→ **Records with interface code**:
- - - - -
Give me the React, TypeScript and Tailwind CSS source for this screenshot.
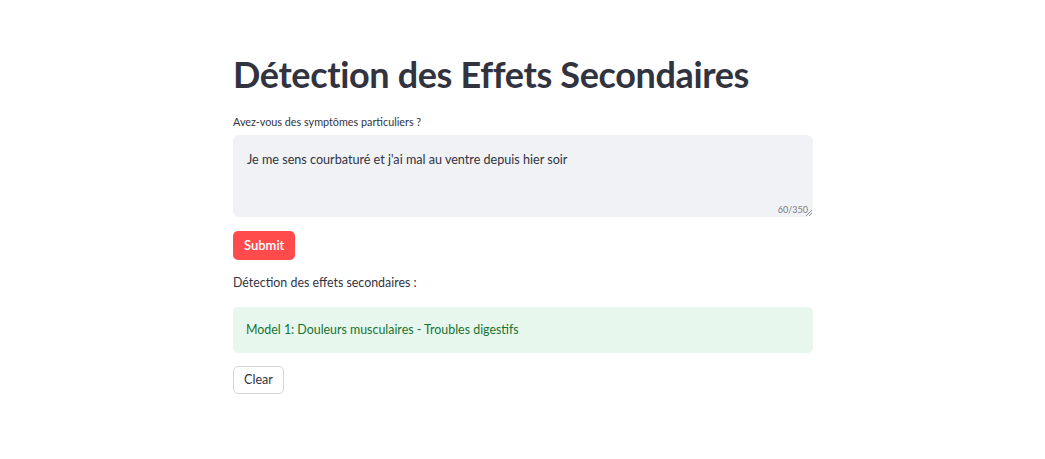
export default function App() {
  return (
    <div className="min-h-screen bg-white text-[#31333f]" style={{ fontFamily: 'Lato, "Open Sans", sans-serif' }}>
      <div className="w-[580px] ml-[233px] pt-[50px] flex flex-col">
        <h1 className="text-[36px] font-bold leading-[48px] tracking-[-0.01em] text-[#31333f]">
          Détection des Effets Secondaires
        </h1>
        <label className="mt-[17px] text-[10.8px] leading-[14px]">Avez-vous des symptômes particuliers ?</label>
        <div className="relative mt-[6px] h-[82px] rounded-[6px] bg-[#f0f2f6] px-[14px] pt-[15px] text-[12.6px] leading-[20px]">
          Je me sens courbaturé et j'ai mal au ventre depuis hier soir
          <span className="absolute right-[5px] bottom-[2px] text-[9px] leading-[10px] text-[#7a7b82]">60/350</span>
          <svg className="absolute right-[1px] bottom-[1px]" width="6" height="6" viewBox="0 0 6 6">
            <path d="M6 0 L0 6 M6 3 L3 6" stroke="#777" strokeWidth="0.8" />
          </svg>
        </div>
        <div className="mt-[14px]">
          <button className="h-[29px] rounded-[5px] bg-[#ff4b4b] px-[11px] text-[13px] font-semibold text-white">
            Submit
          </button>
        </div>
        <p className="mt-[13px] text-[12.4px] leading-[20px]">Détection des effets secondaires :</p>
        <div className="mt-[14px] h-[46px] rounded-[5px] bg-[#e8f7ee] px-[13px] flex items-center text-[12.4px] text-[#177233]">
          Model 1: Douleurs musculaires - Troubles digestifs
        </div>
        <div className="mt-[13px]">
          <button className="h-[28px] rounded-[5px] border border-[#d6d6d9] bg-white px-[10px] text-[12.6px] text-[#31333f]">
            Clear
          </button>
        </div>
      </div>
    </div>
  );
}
- - - - -
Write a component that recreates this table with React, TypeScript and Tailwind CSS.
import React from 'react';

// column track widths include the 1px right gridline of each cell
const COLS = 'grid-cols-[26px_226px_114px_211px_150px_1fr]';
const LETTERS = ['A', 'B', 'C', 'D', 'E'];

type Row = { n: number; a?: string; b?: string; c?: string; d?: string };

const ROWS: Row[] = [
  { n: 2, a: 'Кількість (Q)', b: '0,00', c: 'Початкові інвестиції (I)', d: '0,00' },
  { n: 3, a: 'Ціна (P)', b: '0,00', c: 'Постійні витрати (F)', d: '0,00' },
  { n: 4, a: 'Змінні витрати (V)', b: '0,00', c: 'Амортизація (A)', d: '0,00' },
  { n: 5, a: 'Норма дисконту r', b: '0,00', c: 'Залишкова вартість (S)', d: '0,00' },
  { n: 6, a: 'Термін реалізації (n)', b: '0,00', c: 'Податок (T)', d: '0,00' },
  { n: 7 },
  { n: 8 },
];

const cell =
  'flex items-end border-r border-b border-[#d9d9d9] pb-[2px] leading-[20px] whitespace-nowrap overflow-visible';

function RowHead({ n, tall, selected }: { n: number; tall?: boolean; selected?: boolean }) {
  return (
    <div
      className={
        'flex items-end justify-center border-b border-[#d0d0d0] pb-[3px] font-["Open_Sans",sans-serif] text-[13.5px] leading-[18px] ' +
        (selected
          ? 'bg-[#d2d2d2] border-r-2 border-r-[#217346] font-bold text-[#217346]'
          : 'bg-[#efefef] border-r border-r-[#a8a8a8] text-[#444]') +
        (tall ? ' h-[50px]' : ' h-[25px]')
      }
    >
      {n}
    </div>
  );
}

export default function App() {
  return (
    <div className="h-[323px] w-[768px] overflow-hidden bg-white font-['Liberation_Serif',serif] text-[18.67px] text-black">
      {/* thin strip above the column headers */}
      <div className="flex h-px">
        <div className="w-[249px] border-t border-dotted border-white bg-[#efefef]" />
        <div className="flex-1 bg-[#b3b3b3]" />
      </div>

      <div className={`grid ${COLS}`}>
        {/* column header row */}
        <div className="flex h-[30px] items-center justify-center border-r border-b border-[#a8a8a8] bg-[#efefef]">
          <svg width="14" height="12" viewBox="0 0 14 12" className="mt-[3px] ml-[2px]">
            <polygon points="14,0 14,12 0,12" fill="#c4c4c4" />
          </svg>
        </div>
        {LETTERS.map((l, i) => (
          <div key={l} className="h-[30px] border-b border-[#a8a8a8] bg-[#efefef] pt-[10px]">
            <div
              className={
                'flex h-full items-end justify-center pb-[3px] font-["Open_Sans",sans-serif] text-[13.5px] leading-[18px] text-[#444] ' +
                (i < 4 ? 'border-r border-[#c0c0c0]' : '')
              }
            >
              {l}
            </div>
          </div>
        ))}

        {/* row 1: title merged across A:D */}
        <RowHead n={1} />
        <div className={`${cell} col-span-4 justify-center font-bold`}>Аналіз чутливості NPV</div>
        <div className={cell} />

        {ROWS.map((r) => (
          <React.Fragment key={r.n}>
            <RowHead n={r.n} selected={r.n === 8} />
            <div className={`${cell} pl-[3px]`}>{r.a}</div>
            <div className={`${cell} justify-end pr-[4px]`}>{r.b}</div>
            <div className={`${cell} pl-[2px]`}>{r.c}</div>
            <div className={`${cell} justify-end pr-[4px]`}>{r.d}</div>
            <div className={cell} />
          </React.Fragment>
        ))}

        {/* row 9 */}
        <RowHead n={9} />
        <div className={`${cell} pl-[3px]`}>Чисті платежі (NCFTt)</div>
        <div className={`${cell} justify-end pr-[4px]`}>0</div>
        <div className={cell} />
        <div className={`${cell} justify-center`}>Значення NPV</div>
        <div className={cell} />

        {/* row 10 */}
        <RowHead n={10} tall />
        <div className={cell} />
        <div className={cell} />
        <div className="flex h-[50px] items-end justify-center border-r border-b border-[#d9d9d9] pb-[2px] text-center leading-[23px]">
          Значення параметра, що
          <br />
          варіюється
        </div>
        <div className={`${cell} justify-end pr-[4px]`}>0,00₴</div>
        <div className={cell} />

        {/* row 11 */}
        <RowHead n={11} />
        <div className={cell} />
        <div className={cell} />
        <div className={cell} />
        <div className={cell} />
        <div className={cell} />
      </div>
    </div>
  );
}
- - - - -
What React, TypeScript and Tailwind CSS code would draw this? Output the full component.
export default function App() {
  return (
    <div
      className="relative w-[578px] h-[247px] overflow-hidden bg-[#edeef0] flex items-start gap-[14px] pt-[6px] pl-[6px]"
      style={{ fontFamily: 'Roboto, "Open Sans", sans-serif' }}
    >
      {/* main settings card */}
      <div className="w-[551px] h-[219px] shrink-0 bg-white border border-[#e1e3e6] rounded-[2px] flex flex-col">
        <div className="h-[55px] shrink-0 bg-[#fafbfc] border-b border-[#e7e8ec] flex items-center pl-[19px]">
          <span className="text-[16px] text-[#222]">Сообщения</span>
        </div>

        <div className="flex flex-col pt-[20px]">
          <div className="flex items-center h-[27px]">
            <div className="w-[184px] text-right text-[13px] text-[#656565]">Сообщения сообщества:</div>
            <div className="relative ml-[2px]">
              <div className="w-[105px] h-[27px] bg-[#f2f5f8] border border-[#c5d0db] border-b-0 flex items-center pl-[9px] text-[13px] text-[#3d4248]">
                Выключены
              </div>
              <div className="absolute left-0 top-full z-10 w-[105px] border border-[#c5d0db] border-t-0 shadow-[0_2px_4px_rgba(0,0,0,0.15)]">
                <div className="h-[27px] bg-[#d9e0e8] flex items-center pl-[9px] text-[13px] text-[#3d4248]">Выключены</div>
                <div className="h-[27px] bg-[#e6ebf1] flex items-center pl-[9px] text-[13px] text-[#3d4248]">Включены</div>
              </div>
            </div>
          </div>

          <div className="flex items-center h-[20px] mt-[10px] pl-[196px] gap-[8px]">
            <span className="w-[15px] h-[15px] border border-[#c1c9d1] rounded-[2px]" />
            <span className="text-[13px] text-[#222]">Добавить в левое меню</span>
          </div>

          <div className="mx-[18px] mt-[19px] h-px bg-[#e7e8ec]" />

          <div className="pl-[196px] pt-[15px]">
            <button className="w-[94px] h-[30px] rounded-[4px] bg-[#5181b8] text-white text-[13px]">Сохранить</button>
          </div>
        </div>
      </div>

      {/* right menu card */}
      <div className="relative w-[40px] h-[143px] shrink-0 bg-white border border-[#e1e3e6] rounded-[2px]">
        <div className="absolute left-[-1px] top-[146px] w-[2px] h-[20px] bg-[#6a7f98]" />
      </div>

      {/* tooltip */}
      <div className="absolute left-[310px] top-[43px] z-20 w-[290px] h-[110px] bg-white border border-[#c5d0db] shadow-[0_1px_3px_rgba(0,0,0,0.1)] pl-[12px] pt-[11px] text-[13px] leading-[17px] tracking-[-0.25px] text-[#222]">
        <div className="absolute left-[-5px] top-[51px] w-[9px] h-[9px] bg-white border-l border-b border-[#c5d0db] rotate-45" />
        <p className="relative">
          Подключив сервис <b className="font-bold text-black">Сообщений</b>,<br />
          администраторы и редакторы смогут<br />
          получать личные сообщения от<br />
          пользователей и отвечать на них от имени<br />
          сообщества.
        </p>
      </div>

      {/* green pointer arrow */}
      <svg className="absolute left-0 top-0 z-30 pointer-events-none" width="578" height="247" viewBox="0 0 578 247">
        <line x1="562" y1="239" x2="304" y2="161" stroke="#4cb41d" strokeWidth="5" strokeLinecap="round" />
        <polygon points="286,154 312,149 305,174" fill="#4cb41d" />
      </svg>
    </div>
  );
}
- - - - -
→ **Written instruction**:
Filter the records above for "this" and copy every matching line.

→ **Answer in full**:
Give me the React, TypeScript and Tailwind CSS source for this screenshot.
Write a component that recreates this table with React, TypeScript and Tailwind CSS.
What React, TypeScript and Tailwind CSS code would draw this? Output the full component.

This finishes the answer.